Kelly, a former Navy SEAL and Vietnam vet, still getting over the accidental death of his wife, befriends a young woman named Pam, who is abused, then killed by American drug dealers. At the same time, the Pentagon prepares to rescue Americans from a North Vietnamese prisoner-of-war camp and assigns John Kelly, now code-named John Clark, to spearhead the operation.

John then fights on two fronts, his duty to his country in Asia and his now personal mission against deadly drug dealers in Baltimore, the killers of young Pam.

Without Remorse shows us the vulnerable,intelligent young fighter more than other books, where John features as a more mature C.I.A agent, a national icon in a secret role. If he had lived, would Clancy have a given John Clark another book like Without Remorse? I think so.

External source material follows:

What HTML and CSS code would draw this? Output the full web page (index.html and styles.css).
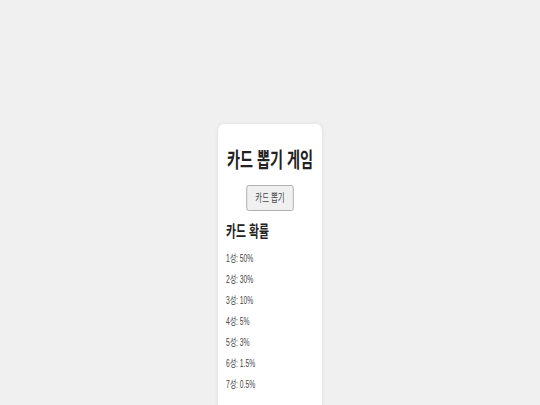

Today, I wish I could drive down to Maryland and visit with Tom. "How did you know so much about the human heart and soul, the lacrimae rerum of life?" I'd ask him.

Would he have answered? We'll never know… Dear Reader, what do you think?

I really, really miss Tom Clancy…

T. Jackie Straw

P.S. This also brings loving memories of our talented colleague, Marty Meyers, and to his beloved wife, Annette, one of the great pillars of the American mystery family, my friend for many years.